• _THE EXERCISE_:
Return precisely the span of lines from the top of the material below to the line containing "1 9 9M9 1 1", both included. Pictures are excluded.

• _DATA SECTION_:

+++

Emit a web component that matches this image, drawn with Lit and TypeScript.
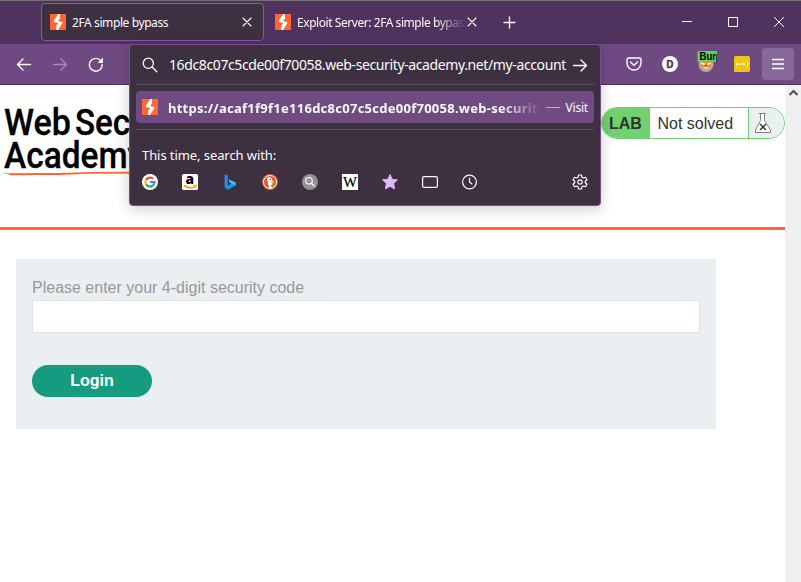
import { LitElement, html, css, svg } from "lit";
import { customElement } from "lit/decorators.js";

const portswigger = html`<svg class="ico" width="16" height="16" viewBox="0 0 16 16">
  <rect width="16" height="16" fill="#ff6633"/>
  <path d="M8.2 0H10V4.4L8 6.9 12.3 8.1V9.3L8 16H6.3V11.6L8.3 9.1 3.8 7.9V6.7Z" fill="#fff"/>
</svg>`;

const line = (d: string, w = 1.3, color = "#fbfbfe") =>
  svg`<path d=${d} fill="none" stroke=${color} stroke-width=${w} stroke-linecap="round" stroke-linejoin="round"/>`;

const cross = html`<svg class="ico" width="10" height="10" viewBox="0 0 10 10">${line("M1 1 9 9M9 1 1 9", 1.1)}</svg>`;

const engines = [
  svg`<circle cx="8" cy="8" r="8" fill="#fff"/><g fill="none" stroke-width="2.2"><path d="M11.2 4.8A4.6 4.6 0 0 0 4 5.8" stroke="#ea4335"/><path d="M4 5.8A4.6 4.6 0 0 0 4 10.2" stroke="#fbbc05"/><path d="M4 10.2A4.6 4.6 0 0 0 10.8 11.6" stroke="#34a853"/><path d="M10.8 11.6A4.6 4.6 0 0 0 12.5 8H8" stroke="#4285f4"/></g>`,
  svg`<rect width="16" height="16" rx="1.5" fill="#fff"/><text x="7.7" y="9.8" text-anchor="middle" font-family="Open Sans, sans-serif" font-weight="800" font-size="14.5" textLength="8.5" lengthAdjust="spacingAndGlyphs">a</text><path d="M2 11.5Q7.5 15.6 13.2 12.4" fill="none" stroke="#f90" stroke-width="1.6"/><path d="M11.6 11.3 14.4 11.1 13.6 13.6" fill="none" stroke="#f90"/>`,
  svg`<path d="M2.6 .4 5.8 1.6V12.2L2.6 13.6Z" fill="#2b8cf0"/><path d="M2.6 13.4 5.8 11.6 9.6 9.6 7.8 8.6 6.6 5.2 13.6 8.4V11.6L5.8 15.8Z" fill="#1e90e8"/><path d="M6.6 5.2 13.6 8.4V11.6L9.6 9.6 7.8 8.6Z" fill="#36c5e8"/>`,
  svg`<circle cx="8" cy="8" r="8" fill="#de5833"/><circle cx="8" cy="8" r="6.5" fill="none" stroke="#fff" stroke-width="1"/><path d="M5 4.2Q7.2 2.4 9.6 4.2 11 6 10.4 8.4L10 13.7 7.3 14Q5.4 8 5 4.2Z" fill="#fff"/><path d="M8.8 7.5 12.3 7.2 12 9 8.8 9.2Z" fill="#fdd20a"/><path d="M8.6 11 11.5 10.4V13L8.6 12.4Z" fill="#65bc46"/><circle cx="8.4" cy="5.5" r=".7" fill="#2d4f8e"/>`,
  svg`<circle cx="8" cy="8" r="8" fill="#939395"/><circle cx="7" cy="6.8" r="3.3" fill="none" stroke="#fff" stroke-width="1.1"/>${line("M9.5 9.3 12.2 12", 1.3)}`,
  svg`<rect width="16" height="16" fill="#fff"/><text x="8" y="12.6" text-anchor="middle" font-family="Liberation Serif, serif" font-size="14" textLength="14" lengthAdjust="spacingAndGlyphs" stroke="#000" stroke-width=".2">W</text>`,
  svg`<path d="M8 .6 10.2 5.3 15.4 5.9 11.6 9.5 12.6 14.9 8 12.3 3.4 14.9 4.4 9.5 .6 5.9 5.8 5.3Z" fill="#dfb8fb" stroke="#dfb8fb" stroke-linejoin="round"/>`,
  svg`<rect x=".6" y="2.6" width="14.8" height="10.8" rx="1.4" fill="none" stroke="#fbfbfe" stroke-width="1.2"/>`,
  svg`<circle cx="7.5" cy="8" r="6.9" fill="none" stroke="#fbfbfe" stroke-width="1.2"/>${line("M7.5 4V8L10 10", 1.2)}`,
];

@customElement("browser-titlebar")
class BrowserTitlebar extends LitElement {
  static styles = css`
    :host { display: flex; height: 44px; box-sizing: border-box; border-top: 1px solid #73706f; background: #50325f; color: #fbfbfe; font: 12px/16px "Noto Sans", sans-serif; }
    .ico { display: block; flex: none; }
    .tab { display: flex; align-items: center; box-sizing: border-box; height: 38px; margin-top: 2px; padding: 0 11px 0 8px; }
    .active { width: 223px; margin-left: 41px; border: 1px solid #8a55a3; border-radius: 4px; background: #3c3041; }
    .other { width: 221px; margin-left: 3px; }
    .label { flex: 1; height: 16px; margin: 2px 4px 0 6px; overflow: hidden; white-space: nowrap; letter-spacing: -0.4px; }
    .fade { margin-right: 0; letter-spacing: -0.44px; -webkit-mask-image: linear-gradient(to left, transparent, #000 32px); }
    .plus { margin: 15px 0 0 15px; }
    .window { display: flex; margin: 15px 16px 0 auto; gap: 34px; }
  `;
  render() {
    return html`
      <div class="tab active">${portswigger}<span class="label">2FA simple bypass</span>${cross}</div>
      <div class="tab other">${portswigger}<span class="label fade">Exploit Server: 2FA simple bypass</span>${cross}</div>
      <svg class="ico plus" width="13" height="13" viewBox="0 0 13 13">${line("M6.5 1V12M1 6.5H12", 1.4)}</svg>
      <div class="window">
        <svg class="ico" width="12" height="12"><path d="M1 5.5H11" stroke="#fff"/></svg>
        <svg class="ico" width="12" height="12"><rect x="1.5" y="1.5" width="9" height="9" fill="none" stroke="#fff"/></svg>
        <svg class="ico" width="12" height="12"><path d="M1 1 11 11M11 1 1 11" stroke="#fff"/></svg>
      </div>`;
  }
}

@customElement("browser-toolbar")
class BrowserToolbar extends LitElement {
  static styles = css`
    :host { display: flex; align-items: center; justify-content: space-between; height: 41px; box-sizing: border-box; padding: 0 7px 0 16px; border-bottom: 1px solid #50325f; background: #6f4a82; }
    .group { display: flex; align-items: center; gap: 20px; }
    .ico { display: block; }
    .burp { margin: -6px -3px -6px -1px; }
    .menu { display: grid; place-items: center; width: 32px; height: 32px; margin-left: -8px; border-radius: 4px; background: #886899; }
    .badge { font: 700 10px "Liberation Sans", sans-serif; }
    .letter { font: 700 10px "Noto Sans", sans-serif; }
  `;
  render() {
    return html`
      <div class="group">
        <svg class="ico" width="16" height="16">${line("M1.5 8.5H14.5M7 3 1.5 8.5 7 14", 1.4)}</svg>
        <svg class="ico" width="16" height="16">${line("M1.5 8.5H14.5M9 3 14.5 8.5 9 14", 1.4, "#a78bb4")}</svg>
        <svg class="ico" width="16" height="16">${line("M14.2 8.7A6.4 6.4 0 1 1 11.8 3.8L13 4.9", 1.4)}<path d="M15 1.5V7H9.5Z" fill="#fbfbfe"/></svg>
      </div>
      <div class="group">
        <svg class="ico" width="16" height="16">${line("M2.6 2H13.4Q15 2 15 3.6V7A7 7 0 0 1 1 7V3.6Q1 2 2.6 2Z", 1.4)}${line("M4.5 6 8 9.3 11.5 6", 1.5)}</svg>
        <svg class="ico" width="16" height="16"><circle cx="8" cy="8" r="8" fill="#fff"/><text class="letter" x="8" y="11.7" text-anchor="middle" fill="#50325f" stroke="#50325f" stroke-width=".4">D</text></svg>
        <svg class="ico burp" width="20" height="28" viewBox="-1 -6 20 28">
          <circle cx="8" cy="8.5" r="7.5" fill="#b8a9a4"/><path d="M2 4H14L13.5 10Q8 16 2.5 10Z" fill="#ef8a35"/>
          <path d="M3 7.2 6.8 8.2M13 7.2 9.2 8.2" stroke="#fff" stroke-width="1.5"/><path d="M4.5 11.5Q8 10 11.5 11.5 8 14.5 4.5 11.5Z" fill="#ffd09a"/><path d="M7 9.5H9" stroke="#6d351b"/>
          <rect x="-.5" y="-5" width="20" height="11" rx="1.5" fill="#60cf66"/>
          <text class="badge" x="1.6" y="4.4" textLength="16.5" lengthAdjust="spacingAndGlyphs">Bur</text>
          <path d="M18.8 -1.5V6" stroke="#000" stroke-width=".9"/>
        </svg>
        <svg class="ico" width="16" height="16"><rect width="16" height="16" rx="1.5" fill="#f1c40f"/><g fill="#fff"><rect x="2" y="7" width="2" height="2"/><rect x="5.5" y="7" width="2" height="2"/><rect x="9" y="7" width="2" height="2"/><rect x="13" y="5" width="1" height="6"/></g></svg>
        <div class="menu"><svg class="ico" width="14" height="12"><path d="M1 1.5H13M1 6H13M1 10.5H13" stroke="#fff" stroke-width="1.3"/></svg></div>
      </div>`;
  }
}

@customElement("url-dropdown")
class UrlDropdown extends LitElement {
  static styles = css`
    :host { display: block; box-sizing: border-box; width: 472px; height: 162px; padding: 0 6px; border: 1px solid #7a4c91; border-radius: 4px; background: #3c3041; color: #fbfbfe; font-family: "Noto Sans", sans-serif; box-shadow: 0 3px 14px rgba(0,0,0,.2); }
    .ico { display: block; flex: none; }
    .field { display: flex; align-items: center; height: 40px; box-sizing: border-box; padding: 0 6px; border-bottom: 1px solid #59505f; }
    .url { flex: 1; height: 24px; margin: 0 5px 0 11px; font-size: 14px; line-height: 24px; white-space: nowrap; letter-spacing: -0.385px; }
    .row { display: flex; align-items: center; height: 32px; margin: 6px 0; padding: 0 6px; border-radius: 4px; background: #704b82; }
    .address { width: 373px; margin: 2px 0 0 10px; font-size: 13px; font-weight: 700; line-height: 20px; letter-spacing: 0.26px; white-space: nowrap; overflow: hidden; -webkit-mask-image: linear-gradient(to left, transparent, #000 42px); }
    .dash { width: 14px; height: 1px; margin: 1px 6px 0 5px; background: #c2b0cb; }
    .visit { font-size: 12px; letter-spacing: -0.2px; }
    .engines { border-top: 1px solid #59505f; padding: 15px 6px 0; }
    .caption { font-size: 13px; line-height: 20px; letter-spacing: -0.08px; white-space: nowrap; }
    .icons { display: flex; gap: 24px; margin-top: 9px; }
    .gear { margin-left: auto; }
  `;
  render() {
    return html`
      <div class="field">
        <svg class="ico" width="16" height="16">${line("M10.1 10.1 14.8 14.8", 1.4)}<circle cx="6.3" cy="6.3" r="5.1" fill="none" stroke="#fbfbfe" stroke-width="1.3"/></svg>
        <span class="url">16dc8c07c5cde00f70058.web-security-academy.net/my-account</span>
        <svg class="ico" width="16" height="16">${line("M1.5 8.5H14.5M9 3 14.5 8.5 9 14", 1.4)}</svg>
      </div>
      <div class="row">${portswigger}<span class="address">https://acaf1f9f1e116dc8c07c5cde00f70058.web-security-academy.net</span><i class="dash"></i><span class="visit">Visit</span></div>
      <div class="engines">
        <div class="caption">This time, search with:</div>
        <div class="icons">
          ${engines.map((e) => html`<svg class="ico" width="16" height="16">${e}</svg>`)}
          <svg class="ico gear" width="16" height="16">${line("M6.6 1H9.4L9.9 3.2 11.3 4 13.5 3.3 15 5.8 13.3 7.3V8.7L15 10.2 13.5 12.7 11.3 12 9.9 12.8 9.4 15H6.6L6.1 12.8 4.7 12 2.5 12.7 1 10.2 2.7 8.7V7.3L1 5.8 2.5 3.3 4.7 4 6.1 3.2Z", 1.2)}<circle cx="8" cy="8" r="2.2" fill="none" stroke="#fbfbfe" stroke-width="1.2"/></svg>
        </div>
      </div>`;
  }
}

@customElement("lab-page")
class LabPage extends LitElement {
  static styles = css`
    :host { display: flex; flex: 1; min-height: 0; background: #fff; color: #333; font: 16px/20px "Liberation Sans", Arial, sans-serif; }
    .body { width: 785px; }
    .head { display: flex; justify-content: space-between; height: 145px; box-sizing: border-box; border-bottom: 3px solid #ff6633; }
    .logo { display: block; }
    .word { font: 500 36.5px Roboto, sans-serif; fill: #000; stroke: #000; stroke-width: .3px; }
    .status { display: flex; box-sizing: border-box; width: 184px; height: 32px; margin-top: 22px; border: 1px solid #70d070; border-radius: 16px; overflow: hidden; line-height: 32px; }
    .lab { width: 48px; background: #70d16e; font-weight: 700; text-indent: 7px; }
    .state { flex: 1; padding-left: 7.5px; border-right: 1px solid #70d070; white-space: nowrap; }
    .flask { display: block; width: 35px; background: #eaeff2; }
    .form { box-sizing: border-box; width: 700px; height: 170px; margin: 29px 0 0 16px; padding: 19px 16px; background: #eaeff2; }
    .label { color: #999; }
    .code { display: block; box-sizing: border-box; width: 668px; height: 33px; margin: 2px 0 32px; border: 1px solid #e3e3e3; border-radius: 0; background: #fff; }
    .login { display: block; width: 120px; height: 32px; padding: 0; border: 0; border-radius: 16px; background: #159c80; color: #fff; font: 700 16px/32px "Liberation Sans", sans-serif; }
    .scroll { flex: 1; background: #f0f0f0; }
  `;
  render() {
    return html`
      <div class="body">
        <div class="head">
          <svg class="logo" width="160" height="100">
            <text class="word" x="4" y="50" textLength="67" lengthAdjust="spacingAndGlyphs">Web</text>
            <text class="word" x="75" y="50" textLength="121" lengthAdjust="spacingAndGlyphs">Security</text>
            <text class="word" x="4" y="82.5" textLength="140" lengthAdjust="spacingAndGlyphs">Academy</text>
            <path d="M1 88.3 60 87.9 92 87 158 86.6V88.4L90 88.8 60 90 10 90.2 9 89.2Z" fill="#ff6633"/>
          </svg>
          <div class="status">
            <span class="lab">LAB</span><span class="state">Not solved</span>
            <svg class="flask" width="35" height="30"><g fill="none" stroke="#808080"><path d="M10 5.5H17M11.5 6V12.5L6.5 22V24.5H21.5V22L15.5 12.5V6" fill="#fff"/><path d="M11 16 17 22M17 16 11 22" stroke="#333" stroke-width="1.4"/></g></svg>
          </div>
        </div>
        <div class="form">
          <div class="label">Please enter your 4-digit security code</div>
          <input class="code" type="text">
          <button class="login">Login</button>
        </div>
      </div>
      <div class="scroll"><svg width="16" height="17"><path d="M4.5 10 8.5 6 12.5 10" fill="none" stroke="#505050" stroke-width="2"/></svg></div>`;
  }
}

@customElement("app-root")
class AppRoot extends LitElement {
  static styles = css`
    :host { display: flex; flex-direction: column; position: relative; width: 801px; height: 582px; overflow: hidden; }
    .popup { position: absolute; left: 129px; top: 44px; }
  `;
  render() {
    return html`<browser-titlebar></browser-titlebar><browser-toolbar></browser-toolbar><lab-page></lab-page><url-dropdown class="popup"></url-dropdown>`;
  }
}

+++

• _EXERCISE ANSWER_:
Emit a web component that matches this image, drawn with Lit and TypeScript.
import { LitElement, html, css, svg } from "lit";
import { customElement } from "lit/decorators.js";

const portswigger = html`<svg class="ico" width="16" height="16" viewBox="0 0 16 16">
  <rect width="16" height="16" fill="#ff6633"/>
  <path d="M8.2 0H10V4.4L8 6.9 12.3 8.1V9.3L8 16H6.3V11.6L8.3 9.1 3.8 7.9V6.7Z" fill="#fff"/>
</svg>`;

const line = (d: string, w = 1.3, color = "#fbfbfe") =>
  svg`<path d=${d} fill="none" stroke=${color} stroke-width=${w} stroke-linecap="round" stroke-linejoin="round"/>`;

const cross = html`<svg class="ico" width="10" height="10" viewBox="0 0 10 10">${line("M1 1 9 9M9 1 1 9", 1.1)}</svg>`;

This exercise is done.